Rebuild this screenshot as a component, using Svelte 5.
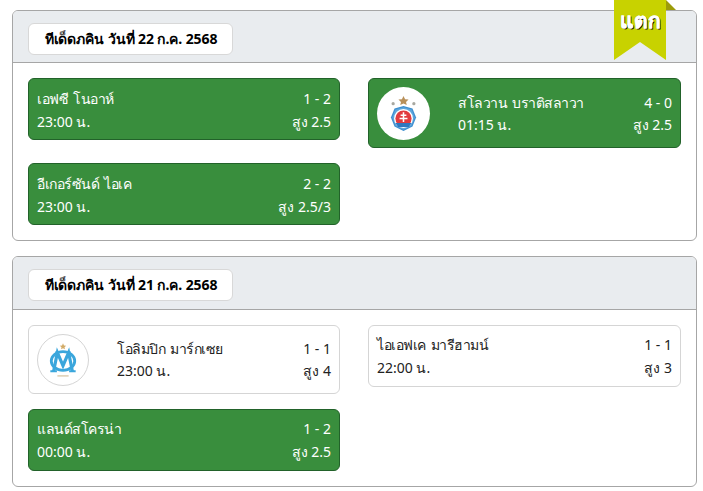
<script>
  const days = [
    {
      title: 'ทีเด็ดภคิน วันที่ 22 ก.ค. 2568',
      ribbon: true,
      rows: [
        { name: 'เอฟซี โนอาห์', time: '23:00 น.', score: '1 - 2', tip: 'สูง 2.5', win: true },
        { name: 'สโลวาน บราติสลาวา', time: '01:15 น.', score: '4 - 0', tip: 'สูง 2.5', win: true, logo: 'slovan' },
        { name: 'อีเกอร์ซันด์ ไอเค', time: '23:00 น.', score: '2 - 2', tip: 'สูง 2.5/3', win: true }
      ]
    },
    {
      title: 'ทีเด็ดภคิน วันที่ 21 ก.ค. 2568',
      rows: [
        { name: 'โอลิมปิก มาร์กเซย', time: '23:00 น.', score: '1 - 1', tip: 'สูง 4', logo: 'om' },
        { name: 'ไอเอฟเค มารีฮามน์', time: '22:00 น.', score: '1 - 1', tip: 'สูง 3' },
        { name: 'แลนด์สโครน่า', time: '00:00 น.', score: '1 - 2', tip: 'สูง 2.5', win: true }
      ]
    }
  ];
</script>

<main class="page">
  {#each days as day}
    <section class="card">
      <header class="head">
        <div class="pill">{day.title}</div>
        {#if day.ribbon}
          <div class="ribbon">
            <svg class="ribbon-bg" width="62" height="60" viewBox="0 0 62 60" aria-hidden="true">
              <polygon points="52,0 62,10 52,10" fill="#9c9c0a" />
              <polygon points="0,0 52,0 52,60 26,42 0,60" fill="#c8d200" />
            </svg>
            <span class="ribbon-text">แตก</span>
          </div>
        {/if}
      </header>
      <div class="grid">
        {#each day.rows as r}
          <article class="row" class:win={r.win} class:with-logo={r.logo}>
            {#if r.logo === 'slovan'}
              <div class="logo logo-slovan">
                <svg width="31" height="36" viewBox="0 0 34 40" aria-hidden="true">
                  <polygon points="17,0 18.8,3.6 22.6,4 19.8,6.6 20.6,10 17,8.2 13.4,10 14.2,6.6 11.4,4 15.2,3.6" fill="#b8905a" />
                  <circle cx="5.5" cy="8.5" r="1.8" fill="#a8a8a0" />
                  <circle cx="28.5" cy="8.5" r="1.8" fill="#a8a8a0" />
                  <polygon points="17,11 27,14 31,24 27,34 17,39 7,34 3,24 7,14" fill="#3d8fd0" />
                  <polygon points="17,12.5 26,15 29.5,24 26,33 17,37.5 8,33 4.5,24 8,15" fill="#5da5dc" />
                  <circle cx="17" cy="25" r="10.5" fill="#fff" />
                  <circle cx="17" cy="25" r="9" fill="#e23b3f" />
                  <path d="M8 30h18l-3 4.5H11z" fill="#2f78c0" />
                  <path d="M17 18v11M13.8 21.5h6.4M12.6 25h8.8" stroke="#fff" stroke-width="1.7" fill="none" />
                </svg>
              </div>
            {:else if r.logo === 'om'}
              <div class="logo logo-om">
                <svg width="30" height="36" viewBox="0 0 32 38" aria-hidden="true">
                  <polygon points="16,1 17,3.4 19.4,3.7 17.6,5.3 18.1,7.6 16,6.4 13.9,7.6 14.4,5.3 12.6,3.7 15,3.4" fill="#d2ab67" />
                  <ellipse cx="16" cy="20" rx="12.5" ry="10" fill="none" stroke="#3aa6dc" stroke-width="3" />
                  <path d="M6 31 10 11l6 14 6-14 4 20" fill="none" stroke="#3aa6dc" stroke-width="3.4" />
                  <path d="M2.5 31h7M22.5 31h7M8 10.5h4M20 10.5h4" fill="none" stroke="#3aa6dc" stroke-width="2" />
                  <rect x="10" y="35.5" width="12" height="1" fill="#c9b184" />
                </svg>
              </div>
            {/if}
            <div class="info">
              <div class="line"><span class="name">{r.name}</span><span>{r.score}</span></div>
              <div class="line"><span>{r.time}</span><span>{r.tip}</span></div>
            </div>
          </article>
        {/each}
      </div>
    </section>
  {/each}
</main>

<style>
  :global(body) {
    margin: 0;
    background: #fff;
    font-family: "Noto Sans", "Open Sans", "DejaVu Sans", sans-serif;
  }
  .page {
    padding: 10px 6px 0 12px;
    display: flex;
    flex-direction: column;
    gap: 15px;
  }
  .card {
    border: 1px solid #a6a6a6;
    border-radius: 6px;
    background: #fff;
  }
  .head {
    position: relative;
    background: #e9ecef;
    border-bottom: 1px solid #a6a6a6;
    border-radius: 5px 5px 0 0;
    padding: 12px 15px 7.3px;
  }
  .pill {
    width: 205px;
    height: 32px;
    box-sizing: border-box;
    background: #fff;
    border: 1px solid #d8d8d8;
    border-radius: 6px;
    padding-left: 1px;
    font-size: 14px;
    font-weight: 700;
    line-height: 30px;
    letter-spacing: -0.07px;
    text-align: center;
    color: #000;
  }
  .ribbon {
    position: absolute;
    top: -11px;
    left: 601px;
    width: 62px;
    height: 60px;
  }
  .ribbon-bg {
    display: block;
  }
  .ribbon-text {
    position: absolute;
    top: 7px;
    left: 0;
    width: 52px;
    text-align: center;
    color: #fff;
    font-size: 21px;
    font-weight: 700;
    line-height: 26px;
    -webkit-text-stroke: 0.3px #fff;
    text-shadow: 1px 1px 0 #111;
  }
  .grid {
    display: grid;
    grid-template-columns: 312px 313px;
    column-gap: 28px;
    row-gap: 15px;
    align-items: start;
    padding: 15px;
  }
  .row {
    display: flex;
    align-items: center;
    box-sizing: border-box;
    border: 1px solid #d5d5d5;
    border-radius: 6px;
    background: #fff;
    color: #222;
    padding: 7.5px 8px 6.5px;
    font-size: 14px;
    line-height: 23px;
  }
  .row.win {
    background: #398e3d;
    border-color: #22622a;
    color: #fff;
  }
  .row.with-logo {
    padding: 8px 8px 7px;
    gap: 28px;
    line-height: 22px;
  }
  .with-logo .info {
    padding-top: 1px;
  }
  .logo {
    flex: none;
    box-sizing: border-box;
    border-radius: 50%;
    background: #fff;
    display: flex;
    align-items: center;
    justify-content: center;
  }
  .logo-slovan {
    width: 53px;
    height: 53px;
  }
  .logo-om {
    width: 52px;
    height: 52px;
    border: 1px solid #d5d5d5;
  }
  .info {
    flex: 1;
    min-width: 0;
  }
  .line {
    display: flex;
    justify-content: space-between;
  }
  .name {
    letter-spacing: -0.5px;
    word-spacing: 2px;
  }
</style>
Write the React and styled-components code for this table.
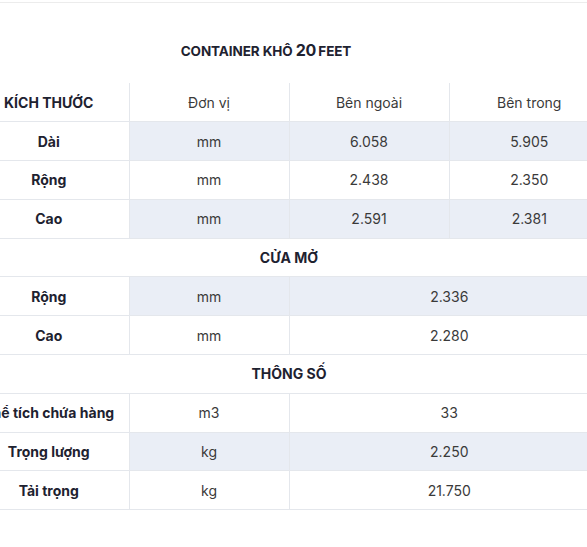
import React from 'react';
import styled, { createGlobalStyle } from 'styled-components';

const GlobalStyle = createGlobalStyle`
  html, body {
    margin: 0;
    padding: 0;
    background: #fff;
  }
  body {
    font-family: Inter, "Noto Sans", sans-serif;
    color: #2b2b2b;
    overflow: hidden;
  }
`;

const Page = styled.div`
  width: 587px;
  margin-top: 2px;
  border-top: 1px solid #ececec;
  overflow: hidden;
`;

const Title = styled.h2`
  margin: 0;
  padding: 38px 0 0 0;
  width: 532px;
  text-align: center;
  font-size: 13.5px;
  font-weight: 700;
  color: #1e2230;
  letter-spacing: -0.1px;
  line-height: 18px;

  span {
    font-size: 16px;
    margin-right: 2px;
  }
`;

const Table = styled.table`
  margin: 23px 0 0 -31px;
  width: 640px;
  border-collapse: collapse;
  table-layout: fixed;
  font-size: 14px;
`;

const Row = styled.tr`
  height: 38.8px;
  border-bottom: 1px solid #e4e7ec;

  &:nth-child(even) td {
    background: ${({ $plain }) => ($plain ? '#fff' : '#eaeef6')};
  }
`;

const HeadCell = styled.th`
  font-weight: ${({ $bold }) => ($bold ? 700 : 400)};
  color: ${({ $bold }) => ($bold ? '#1e2230' : '#3a3a3a')};
  text-align: center;
  padding: 0;
  border-left: 1px solid #e4e7ec;
  white-space: nowrap;
  &:first-child {
    border-left: none;
  }
`;

const LabelCell = styled.th`
  font-weight: 700;
  color: #1e2230;
  text-align: center;
  padding: 0;
  background: #fff;
  white-space: nowrap;
`;

const Cell = styled.td`
  text-align: center;
  padding: 0;
  color: #3a3a3a;
  border-left: 1px solid #e4e7ec;
`;

const SectionCell = styled.td`
  text-align: center;
  font-weight: 700;
  color: #1e2230;
  padding: 0;
`;

const dims = [
  ['Dài', 'mm', '6.058', '5.905'],
  ['Rộng', 'mm', '2.438', '2.350'],
  ['Cao', 'mm', '2.591', '2.381'],
];

const door = [
  ['Rộng', 'mm', '2.336'],
  ['Cao', 'mm', '2.280'],
];

const specs = [
  ['Thể tích chứa hàng', 'm3', '33'],
  ['Trọng lượng', 'kg', '2.250'],
  ['Tải trọng', 'kg', '21.750'],
];

export default function App() {
  return (
    <>
      <GlobalStyle />
      <Page>
        <Title>
          CONTAINER KHÔ <span>20</span>FEET
        </Title>
        <Table>
          <colgroup>
            <col style={{ width: 160 }} />
            <col style={{ width: 160 }} />
            <col style={{ width: 160 }} />
            <col style={{ width: 160 }} />
          </colgroup>
          <tbody>
            <Row>
              <HeadCell $bold>KÍCH THƯỚC</HeadCell>
              <HeadCell>Đơn vị</HeadCell>
              <HeadCell>Bên ngoài</HeadCell>
              <HeadCell>Bên trong</HeadCell>
            </Row>
            {dims.map(([label, unit, outer, inner]) => (
              <Row key={label}>
                <LabelCell>{label}</LabelCell>
                <Cell>{unit}</Cell>
                <Cell>{outer}</Cell>
                <Cell>{inner}</Cell>
              </Row>
            ))}
            <Row $plain>
              <SectionCell colSpan={4}>CỬA MỞ</SectionCell>
            </Row>
            {door.map(([label, unit, value]) => (
              <Row key={label}>
                <LabelCell>{label}</LabelCell>
                <Cell>{unit}</Cell>
                <Cell colSpan={2}>{value}</Cell>
              </Row>
            ))}
            <Row $plain>
              <SectionCell colSpan={4}>THÔNG SỐ</SectionCell>
            </Row>
            {specs.map(([label, unit, value]) => (
              <Row key={label}>
                <LabelCell>{label}</LabelCell>
                <Cell>{unit}</Cell>
                <Cell colSpan={2}>{value}</Cell>
              </Row>
            ))}
          </tbody>
        </Table>
      </Page>
    </>
  );
}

== == ==

In the material above, show every line where the word "this" turns up.

Rebuild this screenshot as a component, using Svelte 5.
Write the React and styled-components code for this table.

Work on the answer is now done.